I especially loved going up Arthur’s Seat, an extinct volcano in the middle of the city. The views from the top are amazing!

In the afternoons, we would rehearse for an hour or so, do our hair and makeup, and go for dinner at the cafeteria. After dinner, we’d meet up with the team and the rest of the cast to take the bus to the castle. 

We would get to the castle about 2 hours early, so we would usually have some time to kill in our dressing room trailers which we called “pods”. In the pods, we would chat, play cards, (sometimes nap), and warm up once it got close to show time. 

Then it was time to perform!

A Unique Performance Experience

The audience had nearly 9000 people in it during each performance, so it was exciting to dance for such a large crowd each night. 

I thought I would be intimidated by the size of the crowd, but for the first week, I barely noticed them. 

The crowd was always very engaging, but I was so focused on the dancing that I’d often forget about the audience.
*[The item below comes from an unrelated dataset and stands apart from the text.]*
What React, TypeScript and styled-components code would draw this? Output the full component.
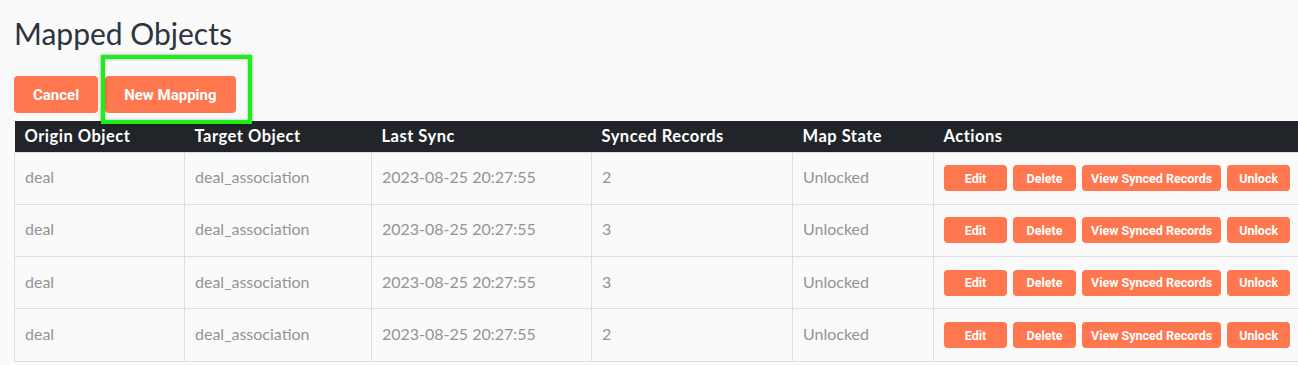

Performing required a lot of focus because it was a lot of intricate choreography. 

We needed to maintain a high standard – this meant being precise with lines, timing, and footwork. 

2022 Tattoo Dancers via Joe Gillhooley

Performing took a lot of focus, but every now and then, I’d catch a glimpse of the castle, or I’d recognize the smiles in the crowd.  This made me appreciate just how special it is to dance in the Tattoo.

Scout McKee (L) and Nicole Theim (R)

Looking Back

I am beyond grateful for my experiences at the Royal Edinburgh Military Tattoo. I made tons great memories and met so many wonderful people. 

One piece of advice I would give to anyone dancing in their first tattoo is to take advantage of the social opportunities. In other words, don’t forget to have fun!

 It can be easy to get caught up in the long rehearsal days or in worrying about the show, but it is so important to have fun with the rest of the cast and to enjoy your time with the dance company. 

The experience of dancing in such a large production is special in so many ways. 

The Edinburgh Tattoo was a bucket-list item for my dancing career, and it lived up to every expectation I had.